Bringing the two parties together is definitely an unusual and bold move on the director’s part and it plays out well with the audience, although it seems to be a time-saver rather than an essential element of the plot. The two main stories are tightly interwoven. One tells us about Mahler (Paul Binotto) and his unhealthy marriage with the love of his life, Alma (Lara Hillier), whom he, busy with composing music, continuously pushes away. The other one deals with Gina (Kathleen Wallace), a writer working on the book about Mahler and her connubial relationship with Steve (Alexander Pepperman). When one is writing a book, he or she can imagine its characters as vividly as though they were a part of his or her own life, so Mahler’s reality, weaved into Gina’s, seems natural. Additionally, the side story tells us about the brief encounter between Gustav Mahler and the famous psychoanalyst, Sigmund Freud (Shelley Valfer).
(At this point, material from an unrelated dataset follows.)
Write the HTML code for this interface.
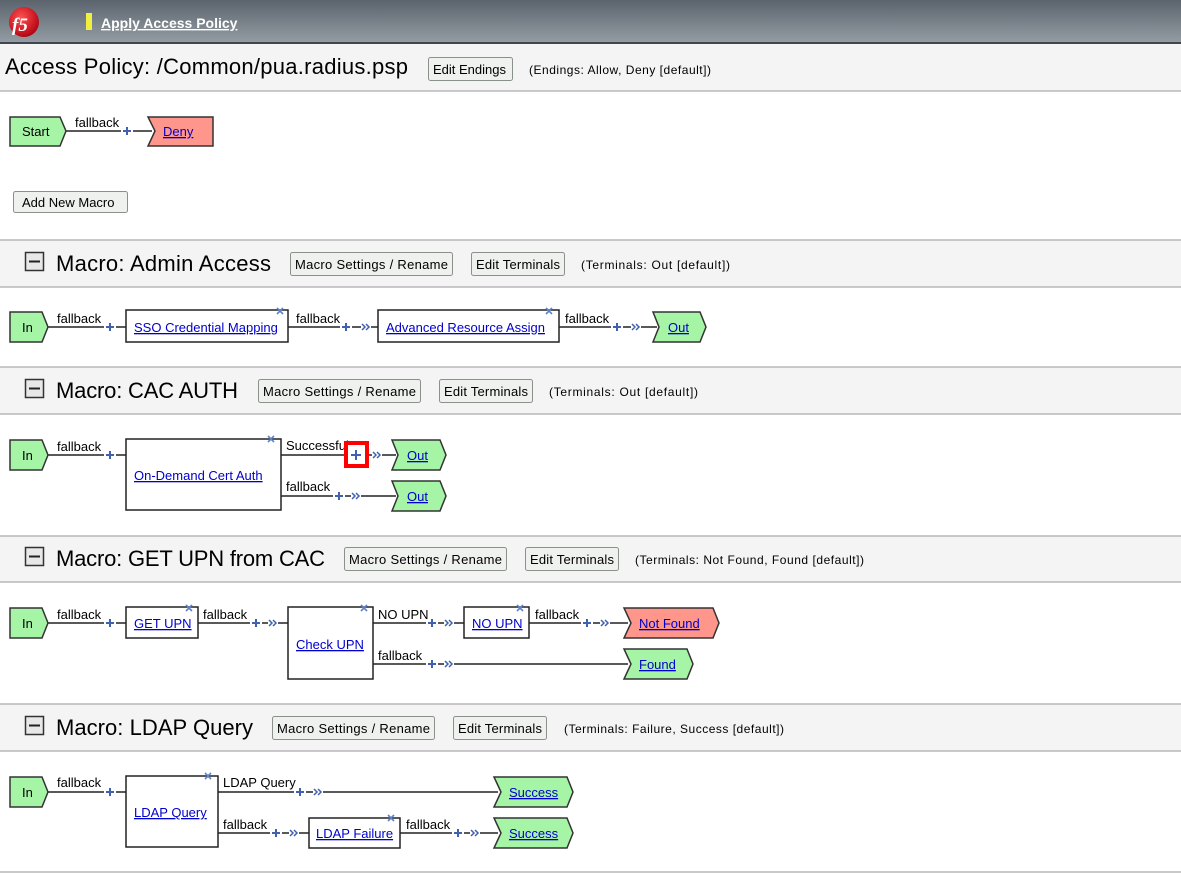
<!DOCTYPE html>
<html><head><meta charset="utf-8"><style>
html,body{margin:0;padding:0;background:#fff;}
svg{display:block;}
text{font-family:"Liberation Sans",sans-serif;font-size:13px;fill:#000;}
.l{fill:#0000cc;text-decoration:underline;}
.h{font-size:22px;}
.s{font-size:12px;}
.ln{stroke:#222;stroke-width:1.5;fill:none;}
.p{stroke:#4060b0;stroke-width:2;fill:none;}
.c{stroke:#4060b0;stroke-width:1.5;fill:none;}
.w{stroke:#fff;stroke-width:7;fill:none;}
.x{stroke:#6080c8;stroke-width:1.6;fill:none;}
.g{fill:#a6f5a6;stroke:#333;stroke-width:1.5;}
.r{fill:#ff968c;stroke:#333;stroke-width:1.5;}
.b{fill:#fff;stroke:#222;stroke-width:1.5;}
.btn{fill:#eef1ee;stroke:#8a918a;stroke-width:1;}
.band{fill:#f4f4f4;}
.bl{stroke:#b8b8b8;stroke-width:1.5;}
</style></head><body>
<svg width="1181" height="875" viewBox="0 0 1181 875" xmlns="http://www.w3.org/2000/svg">
<defs>
<linearGradient id="hg" x1="0" y1="0" x2="0" y2="1"><stop offset="0" stop-color="#5b646d"/><stop offset="1" stop-color="#959da4"/></linearGradient>
<radialGradient id="rg" cx="0.4" cy="0.35" r="0.7"><stop offset="0" stop-color="#ff5050"/><stop offset="1" stop-color="#b00010"/></radialGradient>
</defs>
<rect x="0" y="0" width="1181" height="43" fill="url(#hg)"/>
<rect x="0" y="42" width="1181" height="2" fill="#3f464d"/>
<circle cx="24" cy="22" r="15" fill="url(#rg)"/>
<text x="12" y="31" style="font-size:19px;font-weight:bold;font-style:italic;fill:#fff;font-family:'Liberation Serif',serif">f5</text>
<rect x="86" y="13" width="6" height="17" fill="#f0f040"/>
<text x="101" y="28" style="font-size:14px;font-weight:bold;fill:#fff;text-decoration:underline">Apply Access Policy</text>

<rect class="band" x="0" y="44" width="1181" height="47"/>
<line class="bl" x1="0" y1="91" x2="1181" y2="91"/>
<text x="5" y="74" class="h" textLength="403">Access Policy: /Common/pua.radius.psp</text>
<rect class="btn" x="428.5" y="57.5" width="84" height="23" rx="2"/>
<text x="433" y="74">Edit Endings</text>
<text x="529" y="74" class="s" textLength="182">(Endings: Allow, Deny [default])</text>

<!-- start row -->
<line class="ln" x1="66" y1="131" x2="152" y2="131"/>
<path class="g" d="M10 117H60L66 131L60 146H10Z"/>
<text x="22" y="136">Start</text>
<text x="75" y="127">fallback</text>
<path class="w" d="M121 131H133"/>
<path class="p" d="M123 131H131M127 127V135"/>
<path class="r" d="M148 117H213V146H148L155 131Z"/>
<text x="163" y="136" class="l">Deny</text>
<rect class="btn" x="13.5" y="191.5" width="114" height="21" rx="2"/>
<text x="22" y="207">Add New Macro</text>

<g>
<rect class="band" x="0" y="240" width="1181" height="47"/><line class="bl" x1="0" y1="240" x2="1181" y2="240"/><line class="bl" x1="0" y1="287" x2="1181" y2="287"/>
<rect class="band" x="0" y="367" width="1181" height="47"/><line class="bl" x1="0" y1="367" x2="1181" y2="367"/><line class="bl" x1="0" y1="414" x2="1181" y2="414"/>
<rect class="band" x="0" y="536" width="1181" height="46"/><line class="bl" x1="0" y1="536" x2="1181" y2="536"/><line class="bl" x1="0" y1="582" x2="1181" y2="582"/>
<rect class="band" x="0" y="704" width="1181" height="47"/><line class="bl" x1="0" y1="704" x2="1181" y2="704"/><line class="bl" x1="0" y1="751" x2="1181" y2="751"/>
<line class="bl" x1="0" y1="872" x2="1181" y2="872"/>
</g>

<g>
<rect x="25.5" y="252.5" width="18" height="18" fill="#e8e8e8" stroke="#333" stroke-width="1.5"/><path d="M29 261.5H40" stroke="#222" stroke-width="2"/>
<text x="56" y="271" class="h" textLength="215">Macro: Admin Access</text>
<rect class="btn" x="290.5" y="252.5" width="162" height="23" rx="2"/><text x="295" y="269" textLength="153">Macro Settings / Rename</text>
<rect class="btn" x="471.5" y="252.5" width="93" height="23" rx="2"/><text x="476" y="269" textLength="84">Edit Terminals</text>
<text x="581" y="269" class="s" textLength="149">(Terminals: Out [default])</text>

<rect x="25.5" y="379.5" width="18" height="18" fill="#e8e8e8" stroke="#333" stroke-width="1.5"/><path d="M29 388.5H40" stroke="#222" stroke-width="2"/>
<text x="56" y="398" class="h" textLength="182">Macro: CAC AUTH</text>
<rect class="btn" x="258.5" y="379.5" width="162" height="23" rx="2"/><text x="263" y="396" textLength="153">Macro Settings / Rename</text>
<rect class="btn" x="439.5" y="379.5" width="93" height="23" rx="2"/><text x="444" y="396" textLength="84">Edit Terminals</text>
<text x="549" y="396" class="s" textLength="149">(Terminals: Out [default])</text>

<rect x="25.5" y="547.5" width="18" height="18" fill="#e8e8e8" stroke="#333" stroke-width="1.5"/><path d="M29 556.5H40" stroke="#222" stroke-width="2"/>
<text x="56" y="566" class="h" textLength="269">Macro: GET UPN from CAC</text>
<rect class="btn" x="344.5" y="547.5" width="162" height="23" rx="2"/><text x="349" y="564" textLength="153">Macro Settings / Rename</text>
<rect class="btn" x="525.5" y="547.5" width="93" height="23" rx="2"/><text x="530" y="564" textLength="84">Edit Terminals</text>
<text x="635" y="564" class="s" textLength="229">(Terminals: Not Found, Found [default])</text>

<rect x="25.5" y="716.5" width="18" height="18" fill="#e8e8e8" stroke="#333" stroke-width="1.5"/><path d="M29 725.5H40" stroke="#222" stroke-width="2"/>
<text x="56" y="735" class="h" textLength="197">Macro: LDAP Query</text>
<rect class="btn" x="272.5" y="716.5" width="162" height="23" rx="2"/><text x="277" y="733" textLength="153">Macro Settings / Rename</text>
<rect class="btn" x="453.5" y="716.5" width="93" height="23" rx="2"/><text x="458" y="733" textLength="84">Edit Terminals</text>
<text x="564" y="733" class="s" textLength="220">(Terminals: Failure, Success [default])</text>
</g>

<!-- Admin Access row -->
<path class="ln" d="M48 327H126M288 327H378M559 327H657"/>
<path class="g" d="M10 312H42L48 327L42 342H10Z"/><text x="22" y="332">In</text>
<rect class="b" x="126" y="310" width="162" height="32"/><text x="134" y="332" class="l">SSO Credential Mapping</text>
<rect class="b" x="378" y="310" width="181" height="32"/><text x="386" y="332" class="l">Advanced Resource Assign</text>
<path class="g" d="M653 312H700L706 327L700 342H653L659 327Z"/><text x="668" y="332" class="l">Out</text>
<text x="57" y="323">fallback</text><text x="296" y="323">fallback</text><text x="565" y="323">fallback</text>
<path class="w" d="M104 327H116M340 327H352M611 327H623M361 327H371M631 327H641"/>
<path class="p" d="M106 327H114M110 323V331M342 327H350M346 323V331M613 327H621M617 323V331"/>
<path class="c" d="M362 324l3 3l-3 3M366 324l3 3l-3 3M632 324l3 3l-3 3M636 324l3 3l-3 3"/>
<path class="x" d="M277 308l6 6M283 308l-6 6M546 308l6 6M552 308l-6 6"/>

<!-- CAC row -->
<path class="ln" d="M48 455H126M281 455H396M281 496H396"/>
<path class="g" d="M10 440H42L48 455L42 470H10Z"/><text x="22" y="460">In</text>
<rect class="b" x="126" y="439" width="155" height="71"/><text x="134" y="480" class="l">On-Demand Cert Auth</text>
<text x="57" y="451">fallback</text><text x="286" y="450">Successful</text><text x="286" y="491">fallback</text>
<path class="w" d="M104 455H116M333 496H345M351 496H361M372 455H382"/>
<rect x="346" y="443" width="21" height="23" fill="#fff" stroke="#f00" stroke-width="4"/>
<path class="p" d="M106 455H114M110 451V459M351 455H361M356 450V460M335 496H343M339 492V500"/>
<path class="c" d="M373 452l3 3l-3 3M377 452l3 3l-3 3M352 493l3 3l-3 3M356 493l3 3l-3 3"/>
<path class="x" d="M268 436l6 6M274 436l-6 6"/>
<path class="g" d="M392 440H440L446 455L440 470H392L398 455Z"/><text x="407" y="460" class="l">Out</text>
<path class="g" d="M392 481H440L446 496L440 511H392L398 496Z"/><text x="407" y="501" class="l">Out</text>

<!-- GET UPN row -->
<path class="ln" d="M48 623H126M198 623H288M373 623H464M529 623H628M373 664H628"/>
<path class="g" d="M10 608H42L48 623L42 638H10Z"/><text x="22" y="628">In</text>
<rect class="b" x="126" y="607" width="72" height="31"/><text x="134" y="628" class="l">GET UPN</text>
<rect class="b" x="288" y="607" width="85" height="72"/><text x="296" y="649" class="l">Check UPN</text>
<rect class="b" x="464" y="607" width="65" height="31"/><text x="472" y="628" class="l">NO UPN</text>
<path class="r" d="M624 608H713L719 623L713 638H624L631 623Z"/><text x="639" y="628" class="l">Not Found</text>
<path class="g" d="M624 649H687L693 664L687 679H624L631 664Z"/><text x="639" y="669" class="l">Found</text>
<text x="57" y="619">fallback</text><text x="203" y="619">fallback</text><text x="378" y="619">NO UPN</text><text x="535" y="619">fallback</text><text x="378" y="660">fallback</text>
<path class="w" d="M104 623H116M250 623H262M426 623H438M581 623H593M426 664H438M268 623H278M444 623H454M600 623H610M444 664H454"/>
<path class="p" d="M106 623H114M110 619V627M252 623H260M256 619V627M428 623H436M432 619V627M583 623H591M587 619V627M428 664H436M432 660V668"/>
<path class="c" d="M269 620l3 3l-3 3M273 620l3 3l-3 3M445 620l3 3l-3 3M449 620l3 3l-3 3M601 620l3 3l-3 3M605 620l3 3l-3 3M445 661l3 3l-3 3M449 661l3 3l-3 3"/>
<path class="x" d="M186 605l6 6M192 605l-6 6M361 605l6 6M367 605l-6 6M517 605l6 6M523 605l-6 6"/>

<!-- LDAP row -->
<path class="ln" d="M48 792H126M218 792H498M218 833H309M400 833H498"/>
<path class="g" d="M10 777H42L48 792L42 807H10Z"/><text x="22" y="797">In</text>
<rect class="b" x="126" y="776" width="92" height="71"/><text x="134" y="817" class="l">LDAP Query</text>
<rect class="b" x="309" y="818" width="91" height="30"/><text x="316" y="838" class="l">LDAP Failure</text>
<path class="g" d="M494 777H567L573 792L567 807H494L501 792Z"/><text x="509" y="797" class="l">Success</text>
<path class="g" d="M494 818H567L573 833L567 848H494L501 833Z"/><text x="509" y="838" class="l">Success</text>
<text x="57" y="787">fallback</text><text x="223" y="787">LDAP Query</text><text x="223" y="829">fallback</text><text x="406" y="829">fallback</text>
<path class="w" d="M104 792H116M294 792H306M270 833H282M452 833H464M313 792H323M289 833H299M470 833H480"/>
<path class="p" d="M106 792H114M110 788V796M296 792H304M300 788V796M272 833H280M276 829V837M454 833H462M458 829V837"/>
<path class="c" d="M314 789l3 3l-3 3M318 789l3 3l-3 3M290 830l3 3l-3 3M294 830l3 3l-3 3M471 830l3 3l-3 3M475 830l3 3l-3 3"/>
<path class="x" d="M205 773l6 6M211 773l-6 6M388 815l6 6M394 815l-6 6"/>
</svg>
</body></html>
Thus, three different geniuses, Mahler, Gina and Freud, take the stage. All three have lots of passion and faith in their work. Mahler’s talent lies in composing music. He devotes all of his time to his symphonies and leaves his wife, Alma, on the periphery. As he pays little attention to her, the woman finds consolation in other men. Years after his death, the composer’s life and music fascinate Gina, even though Steve tells her that no one cares about Mahler anymore and she should write a book that would sell more copies.
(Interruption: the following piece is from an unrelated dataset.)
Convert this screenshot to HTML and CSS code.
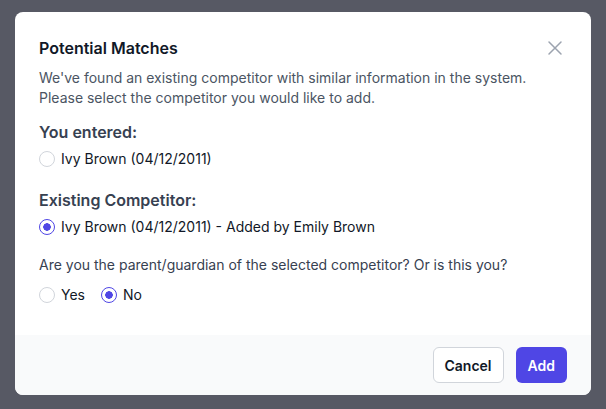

Money, however, is not Gina’s main concern (especially that Steve is apparently pretty wealthy). “I get value by making something,” she says. She admits that her way is full of thorns: her work earned few admirers, some criticism and a lot of indifference; still, she believes in her genius and perseveres. As far as Freud is concerned, we learn little about his life, but we see what influence his work has on other people, freeing them from their fears and insecurities, and we hope that Freud’s advice will help Mahler improve his relationship with Alma.

Sympathizing with the main character, we can’t help but notice that as an artist, he composes music about love and senses what his listeners will feel. However, when it comes to his wife, he fails to understand her emotional needs. Alma’s unfaithfulness is a call for attention. She loves her husband and cares for him, but he is so into his music that he barely has any time for her.

While Alma, at least, respects and supports Gustav’s creative work, Steve, being a practical man, considers Gina’s writing pointless because it has little monetary value. “An artist is a fool to be poor. Only the rich ones are successful,” he says, and although Gina disagrees with him, she can’t help feeling that she is an artistic failure, which brings even more tension into their relationship.

With emotions on the verge of boiling, a little bit of humor entertains the audience and puts them at ease. It works especially well during the Mahler-Freud encounter. The two men are conversing in the park, and passing by strangers recognize one or the other and approach the geniuses. The most hilarious character is a lady’s dog that is breathing heavily with its tongue out. The strangers are often portrayed with irony. For instance, a passerby recognizes Mahler and tries to flatter the composer, saying, “Such beautiful church music! It could have been written by Verdi!” The “compliment” aggravates Mahler because, first of all, he does not consider his work “church music” at all. What’s worse, he does not think much of Verdi, and takes the comparison for an insult. Binotto’s facial expression and gestures give away his character’s anger, showing us the other side of Mahler, which of a creative genius ready to stand up for his music.

As far as the acting goes, Hillier definitely wins the most applause. Her face portrays her character’s every emotion. It seems only natural that with all her fluffiness and liveliness, she cannot cope with her husband’s lack of attention towards her. Binotto’s Mahler comes across as an introverted artistic type who livens up only when talking about music, although Freud surely manages to win his interest and respect during their brief encounter.

Since the cast consists of only 11 people, many actors play several minor characters. Various hats and scarves momentarily refresh the characters’ outfits and show the change of scene. Jimmy Dailey plays both the part of Alma’s lover with a telling name Gropius and the one of Gina’s friend, Paul, who attempts to seduce her, using her frustration about Steve’s attitude. He plays the two lovers’ roles similarly, despite the generation gaps between them. Are all passionate lovers the same? That is the question.

Although the play deals with a particular historical figure, it raises eternal questions every generation strives to answer. What is love? Success? Fame? Undoubtedly, Mahler’s story is a tragic one; however, according to Valfer’s Freud, “Far worse is not to know who you are,” a piece of wisdom every one of us, including Gina, can use to our benefit. Maybe the real geniuses are those who know who they are and those who never give up on their dreams? Maybe to love is to be selfless and to demand nothing? Do we need the questions more than answers?